Uber IPO: A Lot Will Ride on CFO’s Choice of Metrics, Timing
Finance chief Nelson Chai will have to decide whether Uber will go ahead or trail rival Lyft and what performance indicators to share with investors
Uber Technologies Inc.’s finance chief will play a critical numbers game as the ride-hailing service races toward an initial public offering riding a potential valuation of $120 billion.
Central to the IPO will be the metrics Nelson Chai, who became Uber’s chief financial officer last month, chooses to justify what some experts consider a lofty valuation for a company that doesn’t expect to be profitable for at least three years.
The figures will help him craft a compelling growth narrative that drives discussions with investors and underwriters as he helps determine the timing of the San Francisco company’s roadshow and listing. Mr. Chai’s targets for revenue and rider growth and other performance indicators will set the benchmark for how Wall Street tracks the company.
“You almost have to look ahead a few years and ask, ‘What am I going to look like? And what are my metrics going to be, and will they stand the test of time?’ ” said Jackie Kelley, the Americas IPO markets leader at Ernst & Young LLC.
Mr. Chai won’t have the luxury of time to deliberate because of the uniquely competitive nature of this offering, according to finance chiefs with IPO experience. Uber’s biggest U.S. competitor Lyft. Inc. is also angling to go public, meaning both companies could be presenting to underwriters and investors almost simultaneously. Both Uber and Lyft declined to comment.
If Lyft can make its case first, the numbers it uses could influence Uber’s conversations with investors. Metrics Mr. Chai uses to describe Uber’s expected growth and business drivers might then be compared with figures issued by the company’s smaller rival.
“If you’re the first one out, you can pick your comparables,” said Stuart Miller, CFO of Workiva Inc., who helped take the professional services software company public in 2014. “If you’re the second one out, there’s only one comparable.”
Trailing Lyft to the market could also stoke doubts about whether Uber’s valuation premium over that of Lyft was large enough, he said. Lyft is expected to debut above its most recent valuation of $15.1 billion.
The $120 billion Uber valuation floated by bankers is a leap from its most recent funding round, which valued the company at $76 billion. The new figure likely includes as much as $20 billion in cash Uber and its current backers will raise from the public market, said Jay Ritter, a finance professor at the University of Florida.
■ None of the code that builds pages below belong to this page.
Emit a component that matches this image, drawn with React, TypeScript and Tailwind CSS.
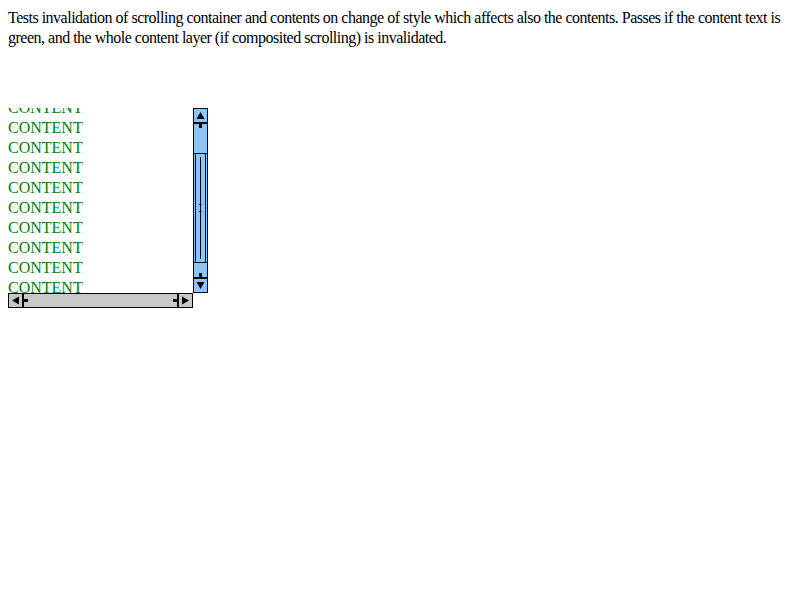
import React from "react";

const lines = Array.from({ length: 13 }, (_, i) => i);

function VScrollbar() {
  return (
    <div className="relative w-[15px] h-[185px] bg-[#8cc4ff] border border-black flex flex-col">
      <div className="h-[13px] flex items-center justify-center">
        <svg width="13" height="13" viewBox="0 0 13 13">
          <polygon points="2.5,10 6.5,3 10.5,10" fill="black" />
        </svg>
      </div>
      <div className="h-[2px] bg-black" />
      <div className="h-[29px] relative">
        <div className="absolute left-[5px] top-0 w-[3px] h-[4px] bg-black" />
      </div>
      <div className="h-[110px] border-y border-black relative">
        <svg width="13" height="108" viewBox="0 0 13 108" className="block">
          <line x1="1.5" y1="0" x2="1.5" y2="108" stroke="black" strokeWidth="1" />
          <line x1="11.5" y1="0" x2="11.5" y2="108" stroke="black" strokeWidth="1" />
          <line x1="6.5" y1="3" x2="6.5" y2="105" stroke="black" strokeWidth="1" />
          <line x1="5" y1="50.5" x2="8" y2="50.5" stroke="black" strokeWidth="1" />
          <line x1="5" y1="57.5" x2="8" y2="57.5" stroke="black" strokeWidth="1" />
        </svg>
      </div>
      <div className="h-[14px] relative">
        <div className="absolute left-[5px] bottom-0 w-[3px] h-[4px] bg-black" />
      </div>
      <div className="h-[2px] bg-black" />
      <div className="h-[13px] flex items-center justify-center">
        <svg width="13" height="13" viewBox="0 0 13 13">
          <polygon points="2.5,3 6.5,10 10.5,3" fill="black" />
        </svg>
      </div>
    </div>
  );
}

function HScrollbar() {
  return (
    <div className="w-[185px] h-[15px] bg-[#c8c8c8] border border-black flex">
      <div className="w-[13px] flex items-center justify-center">
        <svg width="13" height="13" viewBox="0 0 13 13">
          <polygon points="10,2.5 3,6.5 10,10.5" fill="black" />
        </svg>
      </div>
      <div className="w-[2px] bg-black" />
      <div className="flex-1 relative">
        <div className="absolute left-0 top-[5px] w-[4px] h-[3px] bg-black" />
        <div className="absolute right-0 top-[5px] w-[4px] h-[3px] bg-black" />
      </div>
      <div className="w-[2px] bg-black" />
      <div className="w-[13px] flex items-center justify-center">
        <svg width="13" height="13" viewBox="0 0 13 13">
          <polygon points="3,2.5 10,6.5 3,10.5" fill="black" />
        </svg>
      </div>
    </div>
  );
}

export default function App() {
  return (
    <div className="min-h-[600px] bg-white p-2 font-['Liberation_Serif','Times_New_Roman',serif] text-[16px] text-black">
      <p className="leading-[20px] tracking-[-0.5px] whitespace-nowrap">
        Tests invalidation of scrolling container and contents on change of style which affects also the contents. Passes if the content text is
        <br />
        green, and the whole content layer (if composited scrolling) is invalidated.
      </p>
      <div className="mt-[60px] grid grid-cols-[185px_15px] grid-rows-[185px_15px] w-[200px] h-[200px]">
        <div className="overflow-hidden">
          <div className="mt-[-50px]">
            {lines.map((i) => (
              <div key={i} className="h-[20px] leading-[20px] text-[#008000]">
                CONTENT
              </div>
            ))}
          </div>
        </div>
        <VScrollbar />
        <HScrollbar />
        <div />
      </div>
    </div>
  );
}
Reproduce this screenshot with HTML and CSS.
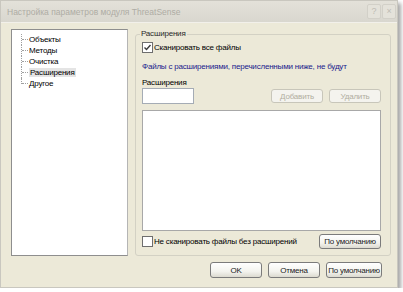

“It’s still a stretch over the recent financing,” he said, “but it’s not as big a stretch.”
The disparity between the valuations of Uber and Lyft reflects Uber’s geographic reach and business diversity. Uber operates in 65 countries compared with Lyft’s two. Uber owns food-delivery service UberEats, which alone could be worth as much as $20 billion. It has stakes in transportation startups such as China’s Didi Chuxing Technology Co. and Singapore’s Grab. And the company is set to announce a new trailer-rental division.
Uber’s ultimate valuation, however, may rely less on what the company is and more on what it wants to become—and how it plans to get there. Mr. Chai will play an influential role in crafting the story of Uber’s growth engine, be it new business lines, services, or new markets.
Uber’s offering requires investment banks that have global reach and can place that amount of stock with buyers in London, Zurich, Tokyo and Hong Kong—not just across the U.S.
His team would be wise to examine the methodologies bankers use to determine the valuation, said Bill Zerella, finance chief at private self-driving technology company Luminar Technologies Inc. That could provide clues about how well bankers truly understand the company.
“What the board and the CFO need to assess is their comfort with how the bankers are approaching that,” said Mr. Zerella, who took two companies public as CFO, including Fitbit Inc. in 2015. “At the end of the day, the bankers don’t value the company, the investors do.”
Investors are expected to focus on revenue growth and the company’s profit-margin targets until the company becomes profitable.
“The danger is always for high-growth companies, that analysts without enough information will model numbers that you can’t executive on,” Mr. Zerella said.
Missing the numbers in the first few quarters could sap the credibility of the company’s management team and, ultimately, the share price.
“All of that falls on the shoulders on the CFO,” Mr. Zerella said. “So out of the gate this is a set of numbers he or she feels highly confident that they can beat.”